Go through the listing below and gather every line with the word "React".

########################################

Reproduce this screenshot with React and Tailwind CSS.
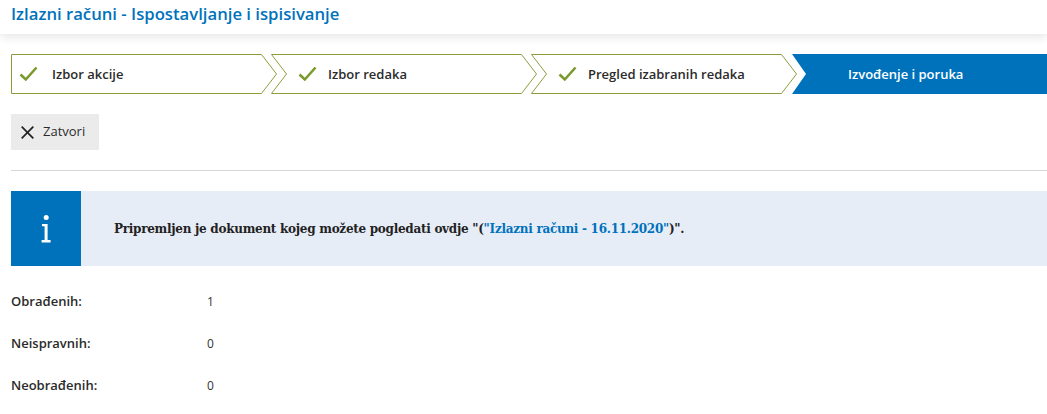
import React from 'react';

const sans = { fontFamily: '"Open Sans", sans-serif' };

const Check = () => (
  <svg className="absolute top-[12px]" width="20" height="16" viewBox="0 0 20 16" fill="none">
    <path d="M1.5 8.5 L6.8 13.5 L17.5 1.5" stroke="#7b9a2d" strokeWidth="2.6" />
  </svg>
);

const Step = ({ first, label, className }) => {
  const path = first
    ? 'M0.5 0.5 L250.5 0.5 L265.5 20 L250.5 39.5 L0.5 39.5 Z'
    : 'M0.5 0.5 L15.5 20 L0.5 39.5 L250.5 39.5 L265.5 20 L250.5 0.5 Z';
  return (
    <div className={`relative h-10 w-[266px] shrink-0 ${className}`}>
      <svg className="absolute inset-0" width="266" height="40" fill="none">
        <path d={path} stroke="#8a9f3c" strokeWidth="1" fill="#fff" />
      </svg>
      <div className={`absolute inset-y-0 ${first ? 'left-[8px]' : 'left-[27px]'}`}>
        <Check />
      </div>
      <span
        className={`absolute top-0 text-[13px] leading-10 font-[550] text-[#2b2b2b] whitespace-nowrap ${first ? 'left-[41px]' : 'left-[57px]'}`}
      >
        {label}
      </span>
    </div>
  );
};

const Row = ({ label, value }) => (
  <div className="flex h-[42px] items-center text-[13px]">
    <div className="w-[196px] font-[550] text-[#2b2b2b]">{label}</div>
    <div className="text-[12px] text-[#333]">{value}</div>
  </div>
);

export default function App() {
  return (
    <div className="h-[414px] overflow-hidden bg-white" style={sans}>
      <div className="h-[34px] pl-[11px] shadow-[0_2px_10px_rgba(0,0,0,0.12)]">
        <h1 className="text-[16.7px] leading-[27px] font-semibold text-[#0072bc]">
          Izlazni računi - Ispostavljanje i ispisivanje
        </h1>
      </div>

      <div className="pl-[11px]">
        <div className="mt-5 flex">
          <Step first label="Izbor akcije" />
          <Step label="Izbor redaka" className="-ml-1.5" />
          <Step label="Pregled izabranih redaka" className="-ml-1.5" />
          <div className="-ml-[5px] h-10 flex-1 bg-[#0072bc] pl-[56px] text-[13px] leading-10 font-semibold text-white [clip-path:polygon(0_0,100%_0,100%_100%,0_100%,14px_50%)]">
            Izvođenje i poruka
          </div>
        </div>

        <button className="mt-5 flex h-9 w-[88px] items-center gap-[9px] bg-[#ebebeb] pl-[10px] text-[13px] font-medium text-[#2b2b2b]">
          <svg width="13" height="13" viewBox="0 0 13 13" fill="none">
            <path d="M0.7 0.7 L12.3 12.3 M12.3 0.7 L0.7 12.3" stroke="#222" strokeWidth="1.7" />
          </svg>
          Zatvori
        </button>

        <div className="mt-5 border-t border-[#d6d6d6]" />

        <div className="mt-5 flex h-[75px] items-stretch bg-[#e7edf7]">
          <div className="flex w-[70px] items-center justify-center bg-[#0072bc]">
            <svg width="12" height="30" viewBox="0 0 12 30" fill="#fff">
              <circle cx="6.2" cy="3.5" r="2.5" />
              <path d="M2 10 H7.6 V26 H10.6 V28.5 H1.6 V26 H4.6 V12.3 H2 Z" />
            </svg>
          </div>
          <p
            className="ml-[33px] self-center text-[12px] font-bold tracking-[-0.28px] text-[#222] whitespace-nowrap"
            style={{ fontFamily: '"DejaVu Serif", serif' }}
          >
            Pripremljen je dokument kojeg možete pogledati ovdje "(
            <span className="text-[#0072bc]">"Izlazni računi - 16.11.2020"</span>
            )".
          </p>
        </div>

        <div className="mt-[15px]">
          <Row label="Obrađenih:" value="1" />
          <Row label="Neispravnih:" value="0" />
          <Row label="Neobrađenih:" value="0" />
        </div>
      </div>
    </div>
  );
}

########################################

* _Solution below_:
Reproduce this screenshot with React and Tailwind CSS.
import React from 'react';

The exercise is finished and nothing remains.